Aim: Can you transcribe the data exactly? Leave the pictures out.

Recorded data:
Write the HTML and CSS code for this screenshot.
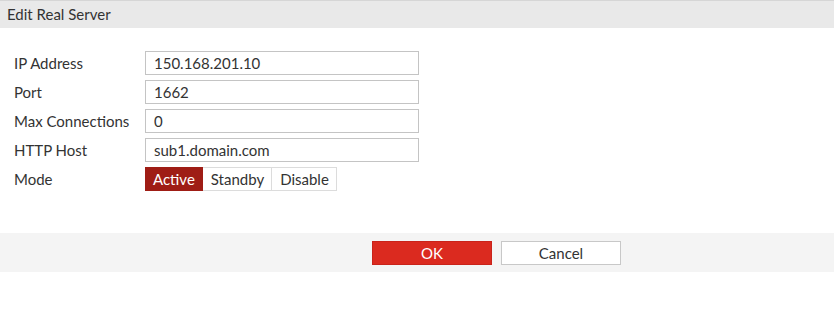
FILE: index.html
```html
<!DOCTYPE html>
<html>
<head>
<meta charset="utf-8">
<link rel="stylesheet" href="styles.css">
</head>
<body>
<div class="dialog">
  <div class="title">Edit Real Server</div>
  <form class="form">
    <label class="lbl">IP Address</label>
    <div class="field">150.168.201.10</div>
    <label class="lbl">Port</label>
    <div class="field">1662</div>
    <label class="lbl">Max Connections</label>
    <div class="field">0</div>
    <label class="lbl">HTTP Host</label>
    <div class="field">sub1.domain.com</div>
    <label class="lbl">Mode</label>
    <div class="modes">
      <span class="mode active">Active</span><span class="mode">Standby</span><span class="mode">Disable</span>
    </div>
  </form>
  <div class="footer">
    <button class="btn ok">OK</button>
    <button class="btn cancel">Cancel</button>
  </div>
</div>
</body>
</html>
```
FILE: styles.css
```css
* { box-sizing: border-box; }
html, body { margin: 0; padding: 0; background: #fff; }
body {
  font-family: Lato, "Open Sans", "Liberation Sans", sans-serif;
  font-size: 15px;
  color: #333;
  width: 834px;
  height: 336px;
}
.title {
  height: 28px;
  line-height: 27px;
  background: #e9e9e9;
  border-top: 1px solid #d6d6d6;
  padding-left: 7px;
  font-size: 15px;
  color: #333;
}
.form {
  display: grid;
  grid-template-columns: 131px 274px;
  grid-auto-rows: 24px;
  row-gap: 5px;
  padding: 23px 0 0 14px;
  height: 205px;
  align-content: start;
  align-items: center;
}
.lbl { line-height: 24px; }
.field {
  height: 24px;
  border: 1px solid #c4c4c4;
  padding-left: 8px;
  line-height: 22px;
  color: #333;
}
.modes { display: flex; height: 24px; align-self: start; }
.mode {
  height: 24px;
  line-height: 22px;
  border: 1px solid #dcdcdc;
  border-left: none;
  padding: 0 7px 0 8px;
  background: #fff;
  color: #333;
}
.mode.active {
  background: #9f1d15;
  border-color: #9f1d15;
  color: #fff;
  padding: 0 7px;
  border-left: 1px solid #9f1d15;
}
.footer {
  height: 39px;
  background: #f4f4f4;
  display: flex;
  gap: 9px;
  padding: 8px 0 0 372px;
}
.btn {
  width: 120px;
  height: 24px;
  font-family: inherit;
  font-size: 15px;
  padding: 0;
  border-radius: 0;
  cursor: pointer;
}
.ok { background: #db2a1f; border: 1px solid #c9231a; color: #fff; }
.cancel { background: #fff; border: 1px solid #c8c8c8; color: #333; }
```
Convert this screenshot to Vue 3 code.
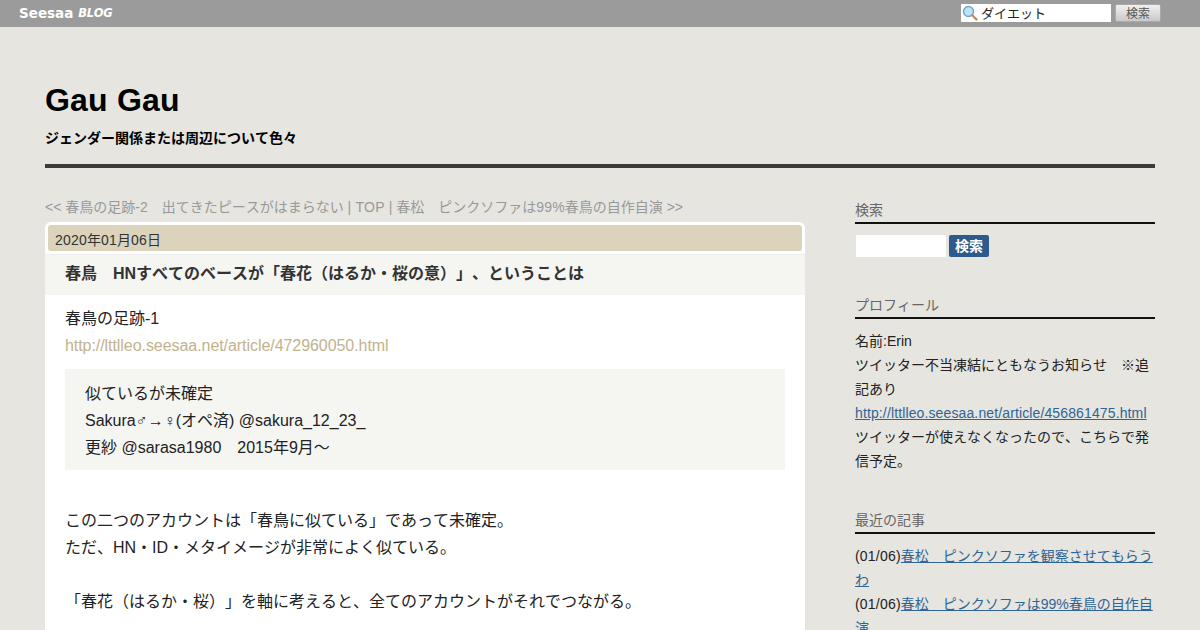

Result below:
Write the HTML and CSS code for this screenshot.
FILE: index.html
```html
<!DOCTYPE html>
<html>
<head>
<meta charset="utf-8">
<link rel="stylesheet" href="styles.css">
</head>
<body>
<div class="dialog">
  <div class="title">Edit Real Server</div>
  <form class="form">
    <label class="lbl">IP Address</label>
    <div class="field">150.168.201.10</div>
    <label class="lbl">Port</label>
    <div class="field">1662</div>
    <label class="lbl">Max Connections</label>
    <div class="field">0</div>
    <label class="lbl">HTTP Host</label>
    <div class="field">sub1.domain.com</div>
    <label class="lbl">Mode</label>
    <div class="modes">
      <span class="mode active">Active</span><span class="mode">Standby</span><span class="mode">Disable</span>
    </div>
  </form>
  <div class="footer">
    <button class="btn ok">OK</button>
    <button class="btn cancel">Cancel</button>
  </div>
</div>
</body>
</html>
```
FILE: styles.css
```css
* { box-sizing: border-box; }
html, body { margin: 0; padding: 0; background: #fff; }
body {
  font-family: Lato, "Open Sans", "Liberation Sans", sans-serif;
  font-size: 15px;
  color: #333;
  width: 834px;
  height: 336px;
}
.title {
  height: 28px;
  line-height: 27px;
  background: #e9e9e9;
  border-top: 1px solid #d6d6d6;
  padding-left: 7px;
  font-size: 15px;
  color: #333;
}
.form {
  display: grid;
  grid-template-columns: 131px 274px;
  grid-auto-rows: 24px;
  row-gap: 5px;
  padding: 23px 0 0 14px;
  height: 205px;
  align-content: start;
  align-items: center;
}
.lbl { line-height: 24px; }
.field {
  height: 24px;
  border: 1px solid #c4c4c4;
  padding-left: 8px;
  line-height: 22px;
  color: #333;
}
.modes { display: flex; height: 24px; align-self: start; }
.mode {
  height: 24px;
  line-height: 22px;
  border: 1px solid #dcdcdc;
  border-left: none;
  padding: 0 7px 0 8px;
  background: #fff;
  color: #333;
}
.mode.active {
  background: #9f1d15;
  border-color: #9f1d15;
  color: #fff;
  padding: 0 7px;
  border-left: 1px solid #9f1d15;
}
.footer {
  height: 39px;
  background: #f4f4f4;
  display: flex;
  gap: 9px;
  padding: 8px 0 0 372px;
}
.btn {
  width: 120px;
  height: 24px;
  font-family: inherit;
  font-size: 15px;
  padding: 0;
  border-radius: 0;
  cursor: pointer;
}
.ok { background: #db2a1f; border: 1px solid #c9231a; color: #fff; }
.cancel { background: #fff; border: 1px solid #c8c8c8; color: #333; }
```
Convert this screenshot to Vue 3 code.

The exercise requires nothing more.